I just ran into this on a different system, and it's related to c2. So other than lgetxattr() generally being expensive, in the btrfs case it's possible to have snapshots (possibly many of them, as it was in my case) and somehow these end up being scanned by restorecon. And that's just going to take forever, because each snapshot will be seen as a unique file tree. So for the original poster, does this btrfs backup contain many snapshots in a visible search path?
(In reply to Chris Murphy from comment #6) > restorecon's behavior changes quite a lot just because it's specifically > /var even though the contents are the same as root/var and test/ and it > never uses less than 91% of CPU but never more than 100%. So it's single > threaded and busy. There are no out of the ordinary btrfs kernel threads. > > fatrace difference is confusing. It shows twice as many events (lines) for > restorecon test/ as for /var. And yet the latency for /var is 15x that of > test/ I'm pretty sure the difference between test/ vs. /var is the amount of .fc lines (i.e. regular expressions) applicable for each path. Notice in the time output that most of the time is spent in userspace, not the kernel. The output of perf top confirms that most of the time is spent matching regexes. When you only look at the "sys" field (i.e. the kernel overhead), there is not a significant difference (and those numbers are quite small).

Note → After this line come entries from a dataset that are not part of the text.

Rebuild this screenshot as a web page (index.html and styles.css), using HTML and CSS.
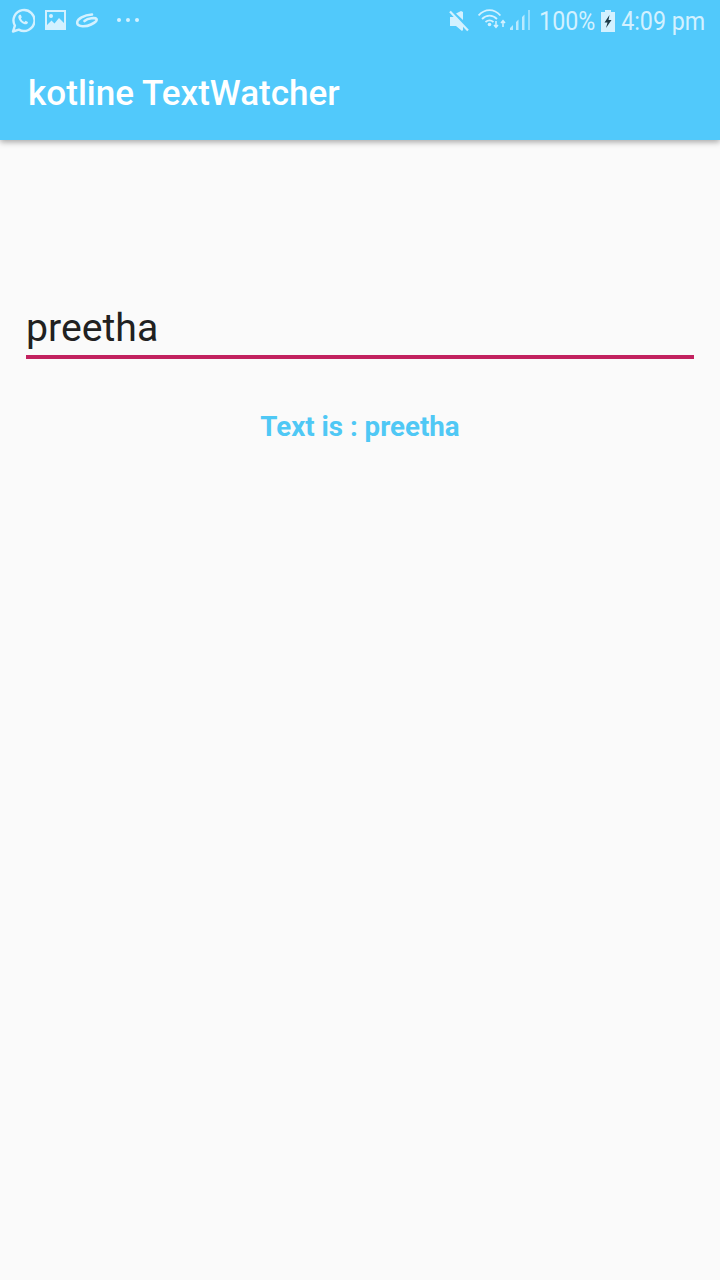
FILE: index.html
```html
<!DOCTYPE html>
<html lang="en">
<head>
  <meta charset="UTF-8">
  <meta name="viewport" content="width=device-width, initial-scale=1.0">
  <title>kotline TextWatcher</title>
  <link rel="stylesheet" href="styles.css">
</head>
<body>

  <header class="app-header">
    <div class="status-bar">
      <div class="status-left">
        <!-- whatsapp -->
        <svg class="icon" width="24" height="25" viewBox="0 0 24 25">
          <path d="M2 23.500l1.900-5.800a10.500 10.500 0 1 1 3.900 3.900z" fill="none" stroke="#d3f1ff" stroke-width="2.400" stroke-linejoin="round"/>
          <path d="M8.600 6.800c-.9.4-1.500 1.600-1.200 3 .5 2.600 3.300 5.600 6.200 6.400 1.500.4 2.800-.3 3.200-1.300l.1-1-2.300-1.200-1.100 1.200c-1.500-.5-3-2-3.600-3.500l.9-1.100-1-2.500z" fill="#d3f1ff"/>
        </svg>
        <!-- gallery -->
        <svg class="icon" width="21" height="20" viewBox="0 0 21 20">
          <path fill-rule="evenodd" d="M0 0h21v20H0z M2 2v16h17V2z" fill="#d3f1ff"/>
          <path d="M2 15l4.500-4.500 3 3L14 8l5 5v5H2z" fill="#d3f1ff"/>
          <circle cx="6" cy="6" r="2" fill="#d3f1ff"/>
        </svg>
        <!-- swirl app icon -->
        <svg class="icon" width="22" height="15" viewBox="0 0 22 15">
          <path d="M16 1.500C8 2 1 6 1.200 10c.3 4 8.800 4 13.800 1.500 4-2 6.500-3.500 5.500-5.500-1-1.500-8.500-1-12 2" fill="none" stroke="#d3f1ff" stroke-width="2.600" stroke-linecap="round"/>
        </svg>
        <div class="more-dots"><span></span><span></span><span></span></div>
      </div>
      <div class="status-right">
        <!-- mute -->
        <svg class="icon" width="20" height="22" viewBox="0 0 20 22">
          <path d="M1 7h4l1-1 8 9v5l-1 1-6-5H1z M7 3.500L12 1l2 1v8z" fill="#d3f1ff"/>
          <path d="M1 1.500L19 20.500" stroke="#d3f1ff" stroke-width="2.200"/>
        </svg>
        <!-- wifi + signal -->
        <svg class="icon icon-wifi" width="54" height="24" viewBox="0 0 54 24">
          <g fill="none" stroke="#d3f1ff" stroke-width="1.800">
            <path d="M.6 6.500C7-.6 16-.6 22.400 6.500"/>
            <path d="M4 10c4.500-4.400 10.500-4.400 15 0"/>
            <path d="M7.500 13c2.500-2 5.500-2 8 0"/>
          </g>
          <circle cx="11.500" cy="15.500" r="1.800" fill="#d3f1ff"/>
          <path d="M18 12v6M16 16l2 2.300 2-2.300M25 18v-6M23 14l2-2.300 2 2.300" fill="none" stroke="#d3f1ff" stroke-width="1.500"/>
          <path d="M32 21v-2l3-3v5z M38 21v-8l2.500-2.500V21z M44 21V8l2.500-2.500V21z" fill="#d3f1ff" opacity=".8"/>
          <path d="M50 21V1h2v20z" fill="#d3f1ff" opacity=".55"/>
        </svg>
        <span class="status-text status-pct">100%</span>
        <!-- battery -->
        <svg class="icon icon-battery" width="14" height="22" viewBox="0 0 14 22">
          <path d="M4 0h6v2h4v20H0V2h4z" fill="#d3f1ff"/>
          <path d="M8.500 5L3.500 12.500h3L5 18l5.500-8h-3z" fill="#1d3a48"/>
        </svg>
        <span class="status-text">4:09 pm</span>
      </div>
    </div>
    <h1 class="app-title">kotline TextWatcher</h1>
  </header>

  <main class="content">
    <div class="field">preetha</div>
    <p class="result">Text is : preetha</p>
  </main>

</body>
</html>
```

FILE: styles.css
```css
* { box-sizing: border-box; }

html, body {
  height: 100%;
}

body {
  margin: 0;
  font-family: Roboto, sans-serif;
  background: #fafafa;
  overflow: hidden;
}

.app-header {
  height: 140px;
  background: #51c9fb;
  box-shadow: 0 2px 6px rgba(0, 0, 0, 0.35);
}

.status-bar {
  height: 42px;
  padding: 0 12px 0 11px;
  display: flex;
  justify-content: space-between;
  align-items: center;
}

.status-left,
.status-right {
  display: flex;
  align-items: center;
}

.status-left {
  gap: 10px;
  padding-bottom: 2px;
}

.status-right { gap: 4px; }

.icon {
  display: block;
  flex: none;
}

.icon-wifi {
  margin: 0 1px 0 5px;
}

.icon-battery {
  margin-right: -1px;
}

.status-pct {
  margin-right: -1px;
}

.more-dots {
  display: flex;
  gap: 5px;
  margin-left: 9px;
}

.more-dots span {
  width: 4px;
  height: 4px;
  border-radius: 50%;
  background: #d3f1ff;
}

.status-text {
  font-size: 25px;
  line-height: 40px;
  padding-top: 2px;
  color: #d3f1ff;
  transform: scaleX(0.93);
}

.app-title {
  margin: 0;
  padding: 29px 28px 0;
  font-size: 35.100px;
  line-height: 44px;
  font-weight: 500;
  color: #fff;
}

.content {
  padding: 160px 26px 0;
}

.field {
  height: 59px;
  font-size: 39.200px;
  line-height: 57px;
  color: #212121;
  border-bottom: 4px solid #c2225f;
}

.result {
  margin: 48px 0 0;
  text-align: center;
  font-size: 27.700px;
  line-height: 40px;
  font-weight: 700;
  color: #4fc8f5;
}
```
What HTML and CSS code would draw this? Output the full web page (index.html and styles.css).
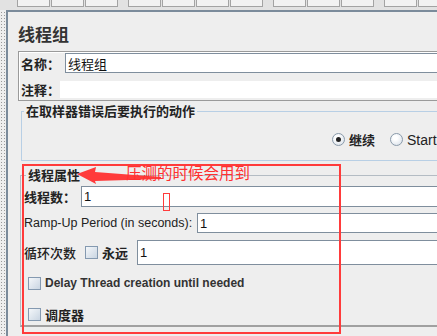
FILE: index.html
```html
<!DOCTYPE html>
<html lang="zh-CN">
<head>
    <meta charset="UTF-8">
    <title>线程组</title>
    <link rel="stylesheet" href="styles.css">
</head>
<body>
    <div class="toolbar">
        <div class="tb-group">
            <span class="tb-btn"></span><span class="tb-btn"></span><span class="tb-btn"></span>
        </div>
        <div class="tb-group">
            <span class="tb-btn"></span><span class="tb-btn"></span><span class="tb-btn"></span><span class="tb-btn"></span>
        </div>
        <div class="tb-group">
            <span class="tb-btn"></span><span class="tb-btn"></span><span class="tb-btn"></span>
        </div>
        <div class="tb-group">
            <span class="tb-btn"></span><span class="tb-btn"></span>
        </div>
    </div>
    <div class="main">
        <div class="dots"></div>
        <div class="panel">
            <h1 class="title">线程组</h1>

            <div class="name-box">
                <div class="row">
                    <label class="lbl lbl-name">名称：</label>
                    <div class="field field-name">线程组</div>
                </div>
                <div class="row row-comment">
                    <label class="lbl lbl-comment">注释：</label>
                    <div class="field field-comment"></div>
                </div>
            </div>

            <fieldset class="group group-action">
                <legend>在取样器错误后要执行的动作</legend>
                <div class="radio-row">
                    <span class="radio checked"></span><span class="radio-text">继续</span>
                    <span class="radio"></span><span class="radio-text en">Start</span>
                </div>
            </fieldset>

            <div class="thread-wrap">
                <fieldset class="group group-thread">
                    <legend>线程属性</legend>
                    <div class="trow trow-1">
                        <span class="lbl">线程数：</span>
                        <div class="field f-threads">1</div>
                    </div>
                    <div class="trow trow-2">
                        <span class="lbl en">Ramp-Up Period (in seconds):</span>
                        <div class="field f-ramp">1</div>
                    </div>
                    <div class="trow trow-3">
                        <span class="lbl loop">循环次数</span>
                        <span class="check"></span>
                        <span class="lbl forever">永远</span>
                        <div class="field f-loops">1</div>
                    </div>
                    <div class="trow trow-4">
                        <span class="check"></span>
                        <span class="check-text en">Delay Thread creation until needed</span>
                    </div>
                    <div class="trow trow-5">
                        <span class="check"></span>
                        <span class="check-text">调度器</span>
                    </div>
                </fieldset>

                <!-- red annotation drawn over the screenshot -->
                <div class="mark-box"></div>
                <svg class="mark-arrow" width="90" height="20" viewBox="0 0 90 20">
                    <polygon points="0,7 19,0 18,5 84,10 84,12 18,14 19,17" fill="#ff3b3b"/>
                </svg>
                <span class="mark-text">压测的时候会用到</span>
                <div class="mark-small"></div>
            </div>
        </div>
    </div>
</body>
</html>
```

FILE: styles.css
```css
body {
    margin: 0;
    width: 437px;
    height: 336px;
    overflow: hidden;
    background-color: #eeeeee;
    font-family: "Liberation Sans", Arial, "Noto Sans CJK SC", sans-serif;
    font-size: 13px;
    color: #222;
}
.toolbar {
    height: 10px;
    display: flex;
    padding-left: 17px;
    gap: 10px;
    background-color: #e2e2e2;
}
.tb-group {
    display: flex;
    gap: 1px;
}
.tb-btn {
    display: block;
    width: 31px;
    height: 6px;
    border: 1px solid #a3a3a3;
    border-top: none;
    background-color: #f2f2f2;
}
.main {
    display: flex;
    height: 326px;
}
.dots {
    width: 6px;
    background-color: #eeeeee;
    background-image: radial-gradient(#9a9a9a 0.6px, transparent 0.8px);
    background-size: 3px 3px;
    background-position: 0 1px;
}
.panel {
    flex: 1;
    border-left: 2px solid #7b8b9b;
    border-top: 2px solid #7b8b9b;
    padding-left: 10px;
    overflow: hidden;
}
.title {
    margin: 12px 0 0;
    font-family: "Noto Sans CJK SC", sans-serif;
    font-size: 17px;
    line-height: 20px;
    font-weight: 700;
    color: #333;
}
.name-box {
    margin-top: 7px;
    width: 480px;
    border: 1px solid #9a9a9a;
    box-shadow: inset 1px 1px 0 #fff;
    padding: 1px 0 1px 1px;
}
.row {
    display: flex;
    align-items: center;
}
.row-comment {
    margin-top: 7px;
}
.lbl {
    flex: none;
    font-family: "Noto Sans CJK SC", sans-serif;
    font-weight: 700;
    font-size: 13px;
    color: #222;
    white-space: nowrap;
}
.lbl.en {
    font-family: "Liberation Sans", Arial, sans-serif;
    font-weight: 400;
    font-size: 12.5px;
}
.lbl-name {
    width: 44px;
    padding-left: 1px;
}
.lbl-comment {
    width: 39px;
    padding-left: 1px;
}
.field {
    flex: 1;
    background-color: #fff;
    border: 1px solid #7f8e9d;
    box-sizing: border-box;
    padding-left: 2px;
    font-size: 13px;
    display: flex;
    align-items: center;
    color: #111;
}
.field-name {
    height: 20px;
    font-family: "Noto Sans CJK SC", sans-serif;
}
.field-comment {
    height: 17px;
    border: none;
}
.group {
    margin: 0;
    padding: 0;
    width: 480px;
    border: 1px solid #b8cfe5;
}
.group legend {
    margin-left: 2px;
    padding: 0 2px;
    font-family: "Noto Sans CJK SC", sans-serif;
    font-weight: 700;
    font-size: 13px;
    line-height: 16px;
    color: #222;
}
.group-action {
    margin: 2px 0 0 3px;
}
.radio-row {
    display: flex;
    align-items: center;
    padding: 14px 0 14px 310px;
    height: 13px;
}
.radio {
    width: 11px;
    height: 11px;
    border-radius: 50%;
    border: 1px solid #8a9aaa;
    background: radial-gradient(circle at 40% 35%, #ffffff 20%, #d3dce6 100%);
    position: relative;
}
.radio.checked::after {
    content: "";
    position: absolute;
    left: 3px;
    top: 3px;
    width: 5px;
    height: 5px;
    border-radius: 50%;
    background-color: #222;
}
.radio-text {
    margin: 0 15px 0 4px;
    font-family: "Noto Sans CJK SC", sans-serif;
    font-weight: 700;
}
.radio-text.en {
    font-family: "Liberation Sans", Arial, sans-serif;
    font-weight: 400;
    font-size: 14px;
}
.thread-wrap {
    position: relative;
    margin-top: 6px;
}
.group-thread {
    margin-left: 2px;
    padding: 0 0 4px 3px;
    border-color: #b4bcc4;
    border-bottom: 2px solid #a0a0a0;
}
.trow {
    display: flex;
    align-items: center;
}
.trow-1 {
    margin-top: 3px;
    height: 21px;
}
.trow-1 .lbl {
    width: 57px;
}
.trow-2 {
    margin-top: 6px;
    height: 20px;
}
.trow-2 .lbl {
    width: 173px;
}
.trow-3 {
    margin-top: 7px;
    height: 25px;
}
.trow-3 .field,
.trow-2 .field,
.trow-1 .field {
    height: 100%;
}
.loop {
    font-weight: 500;
    width: 61px;
}
.forever {
    margin-left: 4px;
    width: 35px;
}
.check {
    width: 11px;
    height: 11px;
    border: 1px solid #8499b0;
    background: linear-gradient(135deg, #f4f7fa 0%, #c9d5e2 100%);
    flex: none;
}
.trow-4 {
    margin-top: 12px;
    padding-left: 4px;
    height: 13px;
}
.trow-5 {
    margin-top: 18px;
    padding-left: 4px;
    height: 13px;
}
.check-text {
    margin-left: 4px;
    font-family: "Noto Sans CJK SC", sans-serif;
    font-weight: 700;
    font-size: 13px;
    line-height: 13px;
}
.check-text.en {
    font-family: "Liberation Sans", Arial, sans-serif;
    font-size: 12px;
    font-weight: 700;
    color: #333;
}
.mark-box {
    position: absolute;
    left: 4px;
    top: -3px;
    width: 315px;
    height: 166px;
    border: 2px solid #ff3b3b;
}
.mark-arrow {
    position: absolute;
    left: 59px;
    top: 0px;
}
.mark-text {
    position: absolute;
    left: 108px;
    top: -5px;
    font-family: "Noto Sans CJK SC", sans-serif;
    font-size: 15.5px;
    line-height: 20px;
    font-weight: 400;
    color: #ff3030;
}
.mark-small {
    position: absolute;
    left: 145px;
    top: 26px;
    width: 5px;
    height: 16px;
    border: 1px solid #ff3b3b;
}
```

(In reply to Ondrej Mosnacek 🌽 from comment #10) > Notice in the > time output that most of the time is spent in userspace, not the kernel. The > output of perf top confirms that most of the time is spent matching regexes. Thanks for addressing this so clearly. In that case, what do you think the optimization opportunity is? It sounds to me the biggest opportunity is, at least with dnf updates, having restorecon being applied only to system root directories: /boot /etc /usr /var It's just not tenable to run restorecon automatically by default on /mnt /media /run /srv or even /home because of the potential for either large or many file systems (including containers and/or snapshots). I don't necessarily want those areas labeled anyway, and it shouldn't require an opt out.
And as for /var - it should exclude /var/lib/docker/ (and equivalents). Whether the strategy for /var is an exclude or include list, I don't have a preference.
/var/lib/containers/storage/* should be eliminated.
This message is a reminder that Fedora 32 is nearing its end of life. Fedora will stop maintaining and issuing updates for Fedora 32 on 2021-05-25. It is Fedora's policy to close all bug reports from releases that are no longer maintained. At that time this bug will be closed as EOL if it remains open with a Fedora 'version' of '32'. Package Maintainer: If you wish for this bug to remain open because you plan to fix it in a currently maintained version, simply change the 'version' to a later Fedora version. Thank you for reporting this issue and we are sorry that we were not able to fix it before Fedora 32 is end of life. If you would still like to see this bug fixed and are able to reproduce it against a later version of Fedora, you are encouraged change the 'version' to a later Fedora version prior this bug is closed as described in the policy above. Although we aim to fix as many bugs as possible during every release's lifetime, sometimes those efforts are overtaken by events. Often a more recent Fedora release includes newer upstream software that fixes bugs or makes them obsolete.
Fedora 32 changed to end-of-life (EOL) status on 2021-05-25. Fedora 32 is no longer maintained, which means that it will not receive any further security or bug fix updates. As a result we are closing this bug. If you can reproduce this bug against a currently maintained version of Fedora please feel free to reopen this bug against that version. If you are unable to reopen this bug, please file a new report against the current release. If you experience problems, please add a comment to this bug. Thank you for reporting this bug and we are sorry it could not be fixed.